Thick domed mineral crystal.

The watch will be supplied with the superb 20mm Oyster bracelet as above and a nato strap of the customers choice.

Although the watch is not numbered I am only making 30 pieces.









Price is a bargain Â£99.


----------



## Eric D W (Sep 5, 2004)

please reserve one for me Roy


----------



## JoT (Aug 12, 2003)

That's a bargain price Roy


----------



## Roy (Feb 23, 2003)

Eric, thank you.

John I know,


----------



## Roger (May 17, 2003)

Roy,

Can you reserve one for me please?

Roger


----------



## Eric D W (Sep 5, 2004)

how come youre not numbering them Roy?


----------



## Eric D W (Sep 5, 2004)

Roy, you know how i asked you to tell us about the new chrono the other day, so i would know not to buy something else. Well i was looking to buy a broadarrow or cwc chrono, and i'm really glad i didn't, b/c i like this one just as much, and the price is definately right!


----------



## Silver Hawk (Dec 2, 2003)

What's the thickness of the watch, Roy?


----------



## Silver Hawk (Dec 2, 2003)

Eric D W said:


> Well i was looking to buy a broadarrow or cwc chrono, and i'm really glad i didn't...

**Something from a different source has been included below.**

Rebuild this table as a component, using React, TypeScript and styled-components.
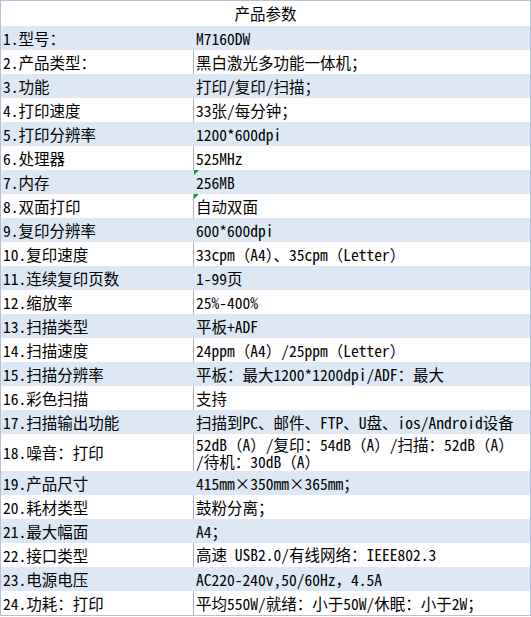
import React from "react";
import styled, { createGlobalStyle } from "styled-components";

interface SpecRow {
    label: string;
    value: string[];
    tall?: boolean;
    marked?: boolean;
    spill?: string;
}

const specs: SpecRow[] = [
    { label: "1.型号：", value: ["M7160DW"] },
    { label: "2.产品类型：", value: ["黑白激光多功能一体机；"] },
    { label: "3.功能", value: ["打印/复印/扫描；"] },
    { label: "4.打印速度", value: ["33张/每分钟；"] },
    { label: "5.打印分辨率", value: ["1200*600dpi"] },
    { label: "6.处理器", value: ["525MHz"] },
    { label: "7.内存", value: ["256MB"], marked: true },
    { label: "8.双面打印", value: ["自动双面"], marked: true },
    { label: "9.复印分辨率", value: ["600*600dpi"] },
    { label: "10.复印速度", value: ["33cpm（A4）、35cpm（Letter）"] },
    { label: "11.连续复印页数", value: ["1-99页"] },
    { label: "12.缩放率", value: ["25%-400%"] },
    { label: "13.扫描类型", value: ["平板+ADF"] },
    { label: "14.扫描速度", value: ["24ppm（A4）/25ppm（Letter）"] },
    { label: "15.扫描分辨率", value: ["平板：最大1200*1200dpi/ADF：最大"] },
    { label: "16.彩色扫描", value: ["支持"] },
    { label: "17.扫描输出功能", value: ["扫描到PC、邮件、FTP、U盘、ios/Android设备"] },
    { label: "18.噪音：打印", value: ["52dB（A）/复印：54dB（A）/扫描：52dB（A）", "/待机：30dB（A）"], tall: true },
    { label: "19.产品尺寸", value: ["415mm×350mm×365mm；"] },
    { label: "20.耗材类型", value: ["鼓粉分离；"] },
    { label: "21.最大幅面", value: ["A4；"] },
    { label: "22.接口类型", value: ["高速 USB2.0/有线网络：IEEE802.3"], spill: "无线" },
    { label: "23.电源电压", value: ["AC220-240v,50/60Hz，4.5A"] },
    { label: "24.功耗：打印", value: ["平均550W/就绪：小于50W/休眠：小于2W；"] },
];

const GlobalStyle = createGlobalStyle`
    body {
        margin: 0;
        background: #fff;
        font-family: "Noto Sans Mono CJK SC", "Noto Sans CJK SC", sans-serif;
        color: #000;
    }
`;

const Table = styled.div`
    width: 531px;
    box-sizing: border-box;
    border: 1px solid #b4c0d6;
    font-size: 15.5px;
    line-height: 17px;
`;

const Header = styled.div`
    height: 25px;
    display: flex;
    align-items: center;
    justify-content: center;
    background: #fff;
`;

const Row = styled.div<{ $shaded: boolean; $tall?: boolean }>`
    display: grid;
    grid-template-columns: 192px 1fr;
    height: ${(p) => (p.$tall ? "37px" : "24px")};
    background: ${(p) => (p.$shaded ? "#dde8f4" : "#fff")};
`;

const Label = styled.div`
    display: flex;
    align-items: center;
    padding-left: 2px;
    white-space: nowrap;
`;

const Value = styled.div<{ $divider: boolean }>`
    position: relative;
    display: flex;
    flex-direction: column;
    justify-content: center;
    padding-left: 2px;
    border-left: 1px solid ${(p) => (p.$divider ? "#a9b3c4" : "transparent")};
    white-space: nowrap;
    overflow: hidden;
`;

// wrapped second line that Excel clips at the bottom of the cell
const SpillValue = styled(Value)`
    justify-content: flex-start;
    padding-top: 3px;
`;

const Spill = styled.span`
    padding-left: 111px;
    margin-top: 3px;
`;

const Marker = styled.span`
    position: absolute;
    top: 0;
    left: 0;
    width: 0;
    height: 0;
    border-top: 5px solid #1f8f3a;
    border-right: 5px solid transparent;
`;

const App: React.FC = () => {
    return (
        <>
            <GlobalStyle />
            <Table>
                <Header>产品参数</Header>
                {specs.map((row, index) => {
                    const shaded = index % 2 === 0;
                    if (row.spill) {
                        return (
                            <Row key={row.label} $shaded={shaded}>
                                <Label>{row.label}</Label>
                                <SpillValue $divider={!shaded}>
                                    <span>{row.value[0]}</span>
                                    <Spill>{row.spill}</Spill>
                                </SpillValue>
                            </Row>
                        );
                    }
                    return (
                        <Row key={row.label} $shaded={shaded} $tall={row.tall}>
                            <Label>{row.label}</Label>
                            <Value $divider={!shaded}>
                                {row.marked && <Marker />}
                                {row.value.map((line) => (
                                    <span key={line}>{line}</span>
                                ))}
                            </Value>
                        </Row>
                    );
                })}
            </Table>
        </>
    );
};

export default App;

The Broadarrow and CWC chronos are mechanicals, this is a quartz









Not the same at all







, so I'll keep my Broadarrow and CWC Chrono and buy an RLT 15


----------



## Eric D W (Sep 5, 2004)

When will they be ready?


----------



## ollyming (May 12, 2004)

Roy

Can you reserve one for me please (no.3 or no.7 if you decide to number them!).

Cheers, Olly


----------



## rhaythorne (Jan 12, 2004)

Roy said:



> Movado and many other companies use the same movement and charge several hundred pounds for their watches.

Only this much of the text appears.